For some aspiring writers, the mood remains pessimistic. “My take is the only take and the one everyone knows to be true but only admits in private: the literary world only accepts work that aligns with the progressive/woke point of view of rich coastal liberals,” the Latino writer Alex Perez said in an interview with Hobart magazine last fall. “This explains why everything reads and sounds the same, from major publishing houses to vanity zines with a readership of 15.” Shortly after publication of Perez’s interview, Hobart’s staff of editors quit and Perez was widely mocked on social media. Elizabeth Ellen, Hobart’s editor and the person who conducted the interview, posted a letter from the editor advocating for an atmosphere “in which fear is not the basis of creation, nor the undercurrent of discussion.”

History has shown that no matter how much critics, politicians and activists may try, you cannot prevent people from enjoying a novel. This is something the book world, faced with ongoing threats of book banning, should know better than anyone else.

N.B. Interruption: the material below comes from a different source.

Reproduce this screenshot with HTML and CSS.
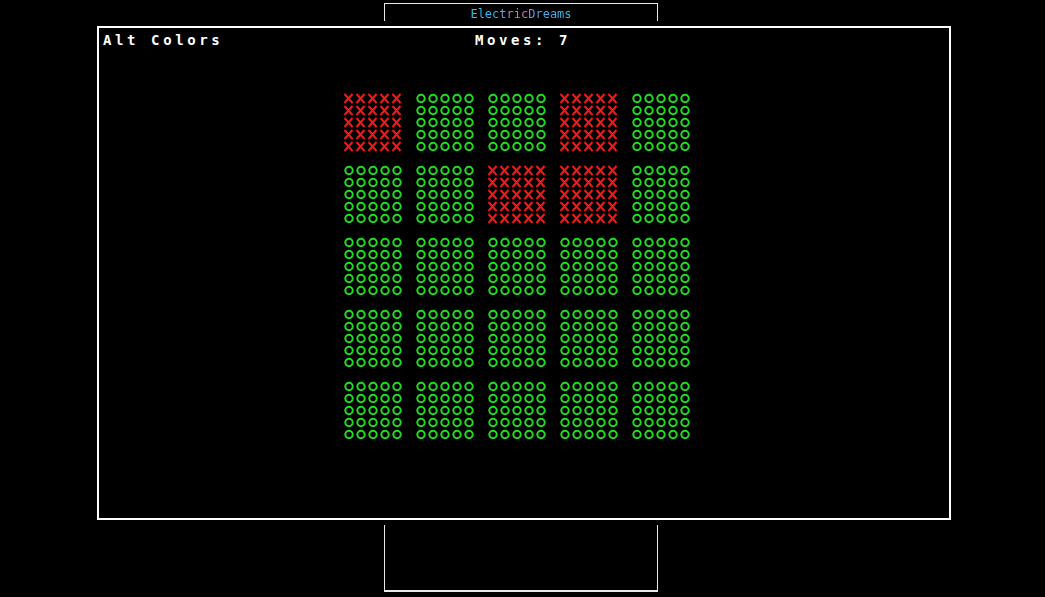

“We can be appalled that people are saying, ‘You can’t teach those books. You can’t have Jacqueline Woodson in a school library.’ But you can’t stand up for Jeanine Cummins?” Ann Patchett said. “It just goes both ways. People who are not reading the book themselves are telling us what we can and cannot read? Maybe they’re not pulling a book from a classroom, but they’re still shaming people so heavily. The whole thing makes me angry, and it breaks my heart.”

Much remains broken in its wake. Jeanine Cummins may have made money, but at a great emotional, social and reputational cost. She wrote a book filled with empathy. The literary world showed her none.